Cette autre bonne nouvelle ne lève, pour autant, pas l’hypothèque planant sur la production de pétrole et de gaz. « Après avoir atteint un pic en 1997, la production d’hydrocarbures au Gabon, de l’ordre de 230 000 barils par jour (b/j) actuellement, décroît inexorablement (12,1 millions de tonnes en 2011, 11 millions en 2014) et, selon les prévisions des compagnies pétrolières, devrait chuter à 100 000 b/j en 2024 si aucune découverte majeure n’était réalisée entre-temps », rapporte le Service économique (SE) à Libreville. En outre, des majors, comme Shell et Total, n’ont voulu prendre le risque de s’engager dans le deep offshore.

L’italien Eni aurait, toutefois, découvert du gaz naturel en eau peu profonde au large de Libreville, ce qui pourrait favoriser la production d’électricité et la diversification industrielle. Les groupes Olam et OCP projetteraient de créer une usine d’engrais, la première dans la zone économique spéciale (ZES) de Mandji (Port Gentil) et l’autre dans la ZES de N’kok (Libreville). Total, dont la production aurait légèrement augmenté à 53 200 b/j l’an passé, aurait réduit ses investissements de 32 % à 649 millions de dollars. Cependant, le groupe français effectue à l’heure actuelle des études sismiques dans le champ offshore de Diaba, où certains puits ont été forés en 2013. En septembre dernier, le français CGG a également signé avec le ministère du pétrole et des hydrocarbures du Gabon un accord d’exclusivité multi-clients de sondage dans une zone offshore ultra-profonde. De façon générale, les parapétroliers souffrent à l’heure actuelle. À l’instar de Total, c’est l’ensemble des compagnies pétrolières qui freinent le rythme de leurs investissements. En moyenne cette année, ces injections de fonds reculeraient de 20 %.

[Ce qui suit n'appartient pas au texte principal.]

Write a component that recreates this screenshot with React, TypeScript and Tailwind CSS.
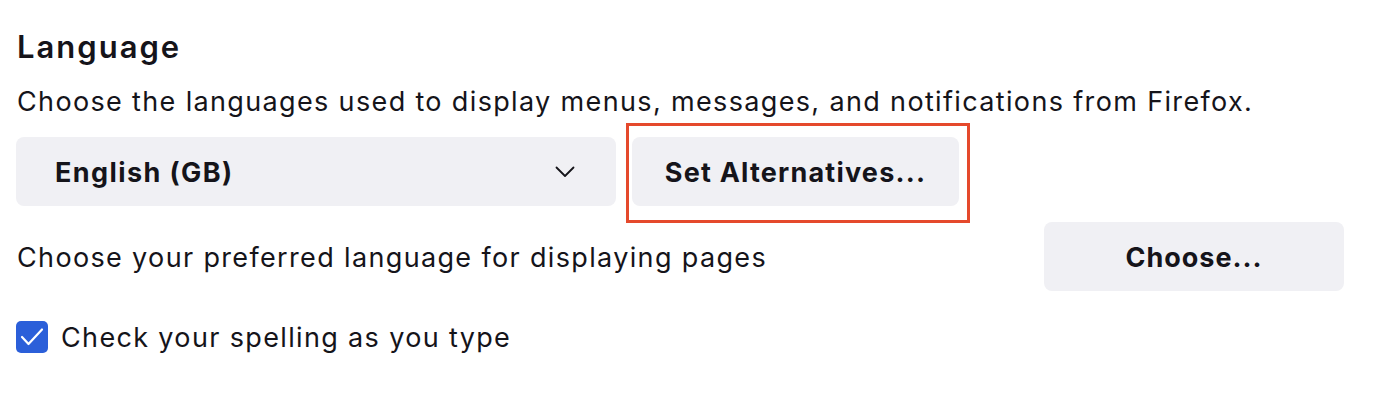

La production de manganèse a aussi baissé en 2014 de 10 %, chutant ainsi à 3,7 millions de tonnes et l’objectif annoncé est de remonter à 4,7 millions cette année. La Compagnie minière de l’Ogooué (Comilog), deuxième producteur mondial de manganèse à haute teneur et propriétaire de la Société d’exploitation du Transgabonais (Setrag), a annoncé son intention d’engager 200 millions d’euros dans la réhabilitation des voies de la Setrag avec les bailleurs de fonds, notamment la Société financière internationale (SFI). Proparco probablement et l’Agence française de développement (AFD) devraient faire partie du tour de table. L’intérêt est double : tripler les flux ferroviaires et faciliter les exportations de manganèse des entreprises chinoises et indiennes.

François Pargny

Eramet inaugure le Complexe métallurgique de Moanda

Le 15 juin, le champion français des métaux d’alliage et des aciers spéciaux à haute performance Eramet a inauguré à Moanda un complexe métallurgique, comprenant une unité de production de manganèse métal de 20 000 tonnes par an (t/an) et une usine silico-manganèse de 65 000 t/an, représentant un investissement global de 240 millions d’euros. Selon son président-directeur général, Patrick Buffet, le projet n’aurait pas été possible sans la réalisation du barrage hydroélectrique du Grand Poubara. Il génère 432 emplois directs et devrait apporter aussi de l’activité pour de nouveaux sous-traitants. Une école des mines et de la métallurgie, à vocation régionale, devrait également ouvrir ses portes l’an prochain.